When an email account falls into the wrong hands, it can be used to break into your other services and leave you open to identity theft or other problems. By snooping through your inbox, it’s easy to find other services you’ve signed up for using that email address, reset those passwords, and take control. The attacker can also use the email account itself to impersonate you online.

“Where it starts to get really problematic is when accounts overlap,” Guido says. “If you're using an old email account as a password reset mechanism for your primary email address, that becomes the weak link, and suddenly there’s a backdoor.”

The Solution

“One of the main strategies that I use to keep myself safe is to limit the number of things I need to pay attention to,” Guido says.

The best way to do that? Delete any unused account. A dormant email account is a security weakness you don’t need. In fact, finding and deleting all the old accounts you don’t use, from social media profiles to photo-sharing sites, is one of the easiest ways to protect your privacy and security.

Deleting accounts on major services like Google, Yahoo, or AOL is usually straightforward, though you may need to wade through multiple settings pages to find the kill switch. If you can’t figure out how to do it, get in touch with an administrator. Try sending a message to “admin” at your email domain name if all else fails.

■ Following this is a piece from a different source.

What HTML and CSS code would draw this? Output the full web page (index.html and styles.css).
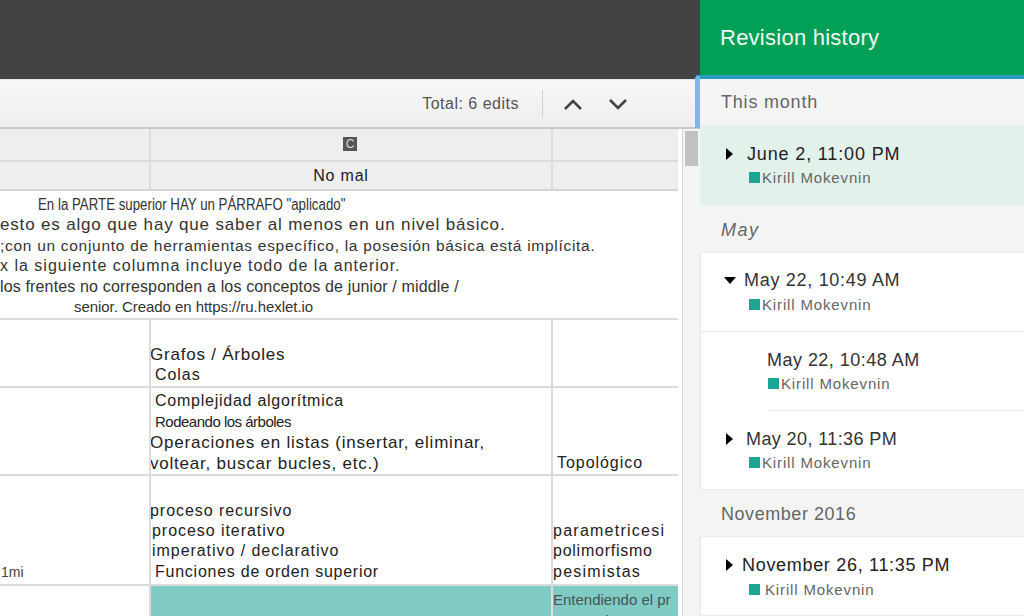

If you don’t want to delete the account, take a few steps to give yourself a privacy boost. Some of the advice provided by security pros is the same you’ll hear for every online account.

“Make sure you use a unique password for each service,” Gendre says—a password manager can make that an easy project. If you're not reusing passwords, then you're not vulnerable to password stuffing.

Turning on two-factor authentication is also a critical step if it’s an option. With two-factor authentication, services will send you a verification code—via text or an app—to confirm your identity when anyone tries to access your account from an unverified location, device, or browser. That means that a password alone won't be enough to let a criminal log in.

Another strategy is to “devalue” the account to lessen the impact if something goes wrong. Guido recommends downloading all your old emails and erasing the data from the cloud. That way your personal information won’t be available to any online wrongdoers.

By the same token, you should separate old email addresses that you want to keep, but don’t check regularly, from any other services. If you’re not keeping an eye on an old inbox, you shouldn’t be using it as a backup to reset the password for other important accounts.

“These assets should be totally separate and isolated,” Guido says. “You want your digital life to be as simple as possible.”